There was one topic in the talk that I think is so important that I decided to write an article about it. Suprisingly, it's a topic that many users of continuous integration (CI) servers (and even the developers of them in some cases!) don't seem to have thought much about.
Continuous integration
This article assumes you already know what continuous integration is.
The problem with conventional continuous integration servers
Imagine there are three developers, Tom, Dick and Harriet, and a continuous integration server. There is some code in a source code repository and these three developers start with the code cleanly checked out.
- Tom makes some changes and commits his changes.
- The CI server starts running a build.
- Harriet makes some changes and commits her changes.
- Dick makes some changes and commits his changes.
- The CI server reports that the build is OK.
- The CI server starts running a build (because there are new changes for it to run the build on).
- Tom makes some changes and commits his changes.
- The CI server reports that the build is broken.
The question is - who broke the build? (Left as an exercise for the reader). The problem with conventional continuous integration servers is that they can't tell you. A situation like this is inevitable with the vast majority of continuous integration server installations (that actually exist - I know you could install your favourite CI server differently if you had enough money - read on ...).

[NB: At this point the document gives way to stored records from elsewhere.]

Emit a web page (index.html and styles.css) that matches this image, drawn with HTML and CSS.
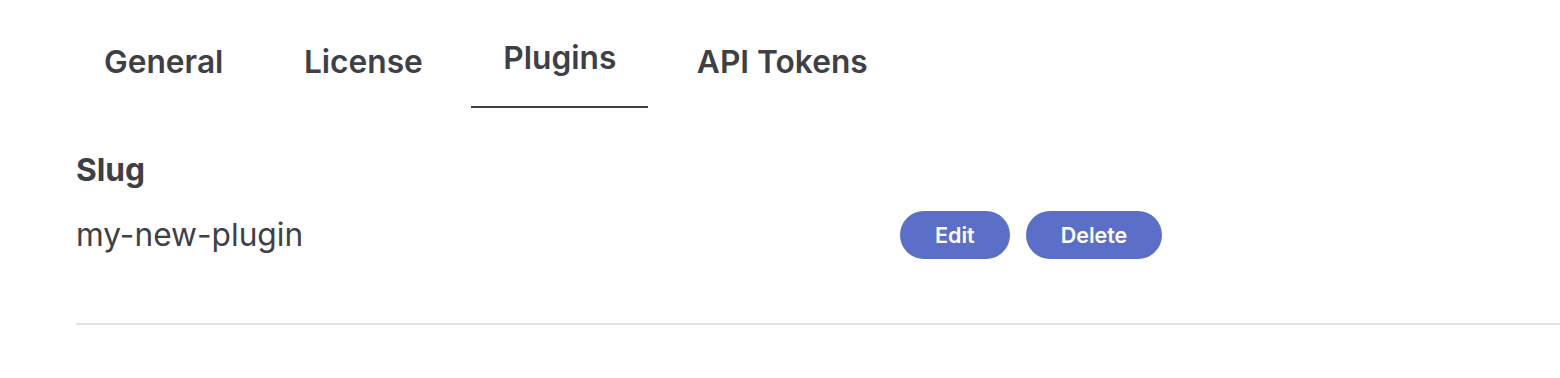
FILE: index.html
```html
<!DOCTYPE html>
<html lang="en">
<head>
<meta charset="utf-8">
<title>Settings – Plugins</title>
<link rel="stylesheet" href="styles.css">
</head>
<body>
<div class="page">
  <nav class="tabs">
    <a class="tab">General</a>
    <a class="tab">License</a>
    <a class="tab active">Plugins</a>
    <a class="tab">API Tokens</a>
  </nav>
  <div class="heading">Slug</div>
  <div class="row">
    <div class="slug">my-new-plugin</div>
    <div class="actions">
      <button class="btn">Edit</button>
      <button class="btn">Delete</button>
    </div>
  </div>
  <div class="divider"></div>
</div>
</body>
</html>
```

FILE: styles.css
```css
html, body {
  margin: 0;
  background: #ffffff;
}
body {
  font-family: Inter, "Noto Sans", "Liberation Sans", sans-serif;
  color: #3f3f46;
}
.page {
  padding: 39px 0 0 76px;
}
.tabs {
  display: flex;
  align-items: flex-start;
  gap: 16.5px;
  margin-left: -4px;
}
.tab {
  font-size: 31.7px;
  font-weight: 600;
  line-height: 38px;
  padding: 4px 32px 0;
  color: #3f3f46;
  cursor: pointer;
}
.tab.active {
  padding: 0 32px 29px;
  border-bottom: 2px solid #3f3f46;
}
.heading {
  margin-top: 43px;
  font-size: 31.7px;
  font-weight: 700;
  line-height: 38px;
}
.row {
  margin-top: 22px;
  height: 48px;
  display: grid;
  grid-template-columns: 824px auto;
  align-items: center;
}
.slug {
  font-size: 31.7px;
  line-height: 38px;
}
.actions {
  display: flex;
  gap: 16px;
}
.btn {
  font-family: inherit;
  font-size: 21.5px;
  font-weight: 600;
  height: 48px;
  padding: 0 35px;
  border: none;
  border-radius: 24px;
  background: #5c6fc8;
  color: #ffffff;
  cursor: pointer;
}
.divider {
  margin-top: 64px;
  border-top: 2px solid #e4e4e7;
}
```
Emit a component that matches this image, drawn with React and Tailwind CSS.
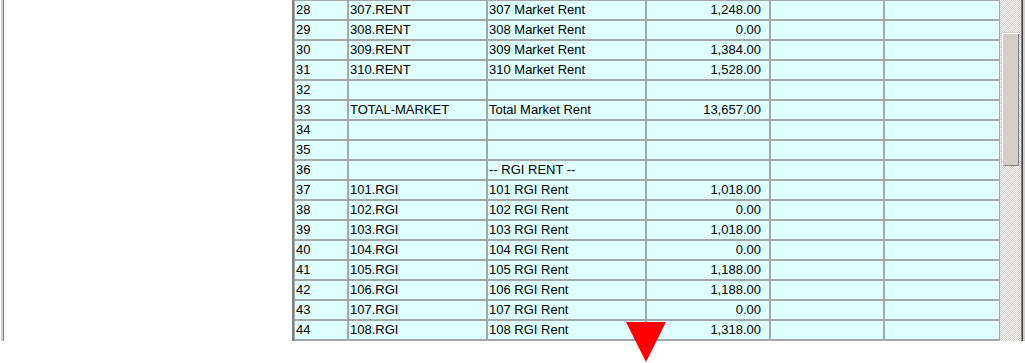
const rows = [
  ['28', '307.RENT', '307 Market Rent', '1,248.00'],
  ['29', '308.RENT', '308 Market Rent', '0.00'],
  ['30', '309.RENT', '309 Market Rent', '1,384.00'],
  ['31', '310.RENT', '310 Market Rent', '1,528.00'],
  ['32', '', '', ''],
  ['33', 'TOTAL-MARKET', 'Total Market Rent', '13,657.00'],
  ['34', '', '', ''],
  ['35', '', '', ''],
  ['36', '', '-- RGI RENT --', ''],
  ['37', '101.RGI', '101 RGI Rent', '1,018.00'],
  ['38', '102.RGI', '102 RGI Rent', '0.00'],
  ['39', '103.RGI', '103 RGI Rent', '1,018.00'],
  ['40', '104.RGI', '104 RGI Rent', '0.00'],
  ['41', '105.RGI', '105 RGI Rent', '1,188.00'],
  ['42', '106.RGI', '106 RGI Rent', '1,188.00'],
  ['43', '107.RGI', '107 RGI Rent', '0.00'],
  ['44', '108.RGI', '108 RGI Rent', '1,318.00'],
  ['', '', '', ''],
];

const cell = 'h-[20px] shrink-0 border border-[#a0a8a8] bg-[#e0ffff] leading-[18px] whitespace-nowrap overflow-hidden';

const App = () => {
  return (
    <div className="relative w-[1025px] h-[363px] bg-white overflow-hidden font-['Liberation_Sans',Arial,sans-serif] text-[13px] text-black">
      <div className="flex h-[341px]">
        {/* left frame */}
        <div className="w-[292px] flex shrink-0">
          <div className="w-[1px] bg-white" />
          <div className="w-[2px] bg-[#d4d0c8]" />
          <div className="w-[1px] bg-[#808080]" />
          <div className="flex-1 bg-white" />
        </div>

        {/* grid frame */}
        <div className="flex border-l-2 border-[#808080] overflow-hidden">
          <div className="w-[706px] flex flex-col">
            {rows.map((r, i) => (
              <div key={i} className="flex">
                <div className={`${cell} w-[54px] pl-[1px]`}>{r[0]}</div>
                <div className={`${cell} w-[139px] pl-[1px]`}>{r[1]}</div>
                <div className={`${cell} w-[159px] pl-[1px]`}>{r[2]}</div>
                <div className={`${cell} w-[124px] pr-[8px] text-right`}>{r[3]}</div>
                <div className={`${cell} w-[114px]`} />
                <div className={`${cell} w-[116px]`} />
              </div>
            ))}
          </div>

          {/* scrollbar */}
          <div className="w-[21px] shrink-0 bg-[repeating-conic-gradient(#d4d0c8_0_25%,#ffffff_0_50%)] bg-[length:2px_2px]">
            <div className="ml-[1px] mt-[32px] w-[18px] h-[134px] bg-[#d4d0c8] border-t border-l border-[#d4d0c8] border-r-[#404040] border-b-[#404040] shadow-[inset_1px_1px_#ffffff,inset_-1px_-1px_#808080]" />
          </div>
          <div className="flex shrink-0">
            <div className="w-[1px] bg-[#808080]" />
            <div className="w-[1px] bg-[#404040]" />
            <div className="w-[2px] bg-[#d4d0c8]" />
          </div>
        </div>
      </div>

      {/* red marker */}
      <svg className="absolute left-[626px] top-[322px]" width="40" height="40" viewBox="0 0 40 40">
        <polygon points="0,0 40,0 20,40" fill="#ff0000" />
      </svg>
    </div>
  );
};

export default App;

BTW - Step 7 is a bit of a red herring. It is not necessary for the purpose of the main point of this article, but a common enough situation. Tom thinks he's committed on a green build, but really the build is already broken in terms of the committed code, just not in terms of what the CI server is saying.
Why it is a problem
The problem with not knowing which commit broke the build is that it takes longer to work out who should look at the problem and how they can fix it. If you know which commit broke the build you know who should look at it and they can review their changes to work out why it broke. Furthermore, if you know which commit broke the build (even if you can't work out why), you can revert that change set while the problem is fixed "off line" from the rest of the team.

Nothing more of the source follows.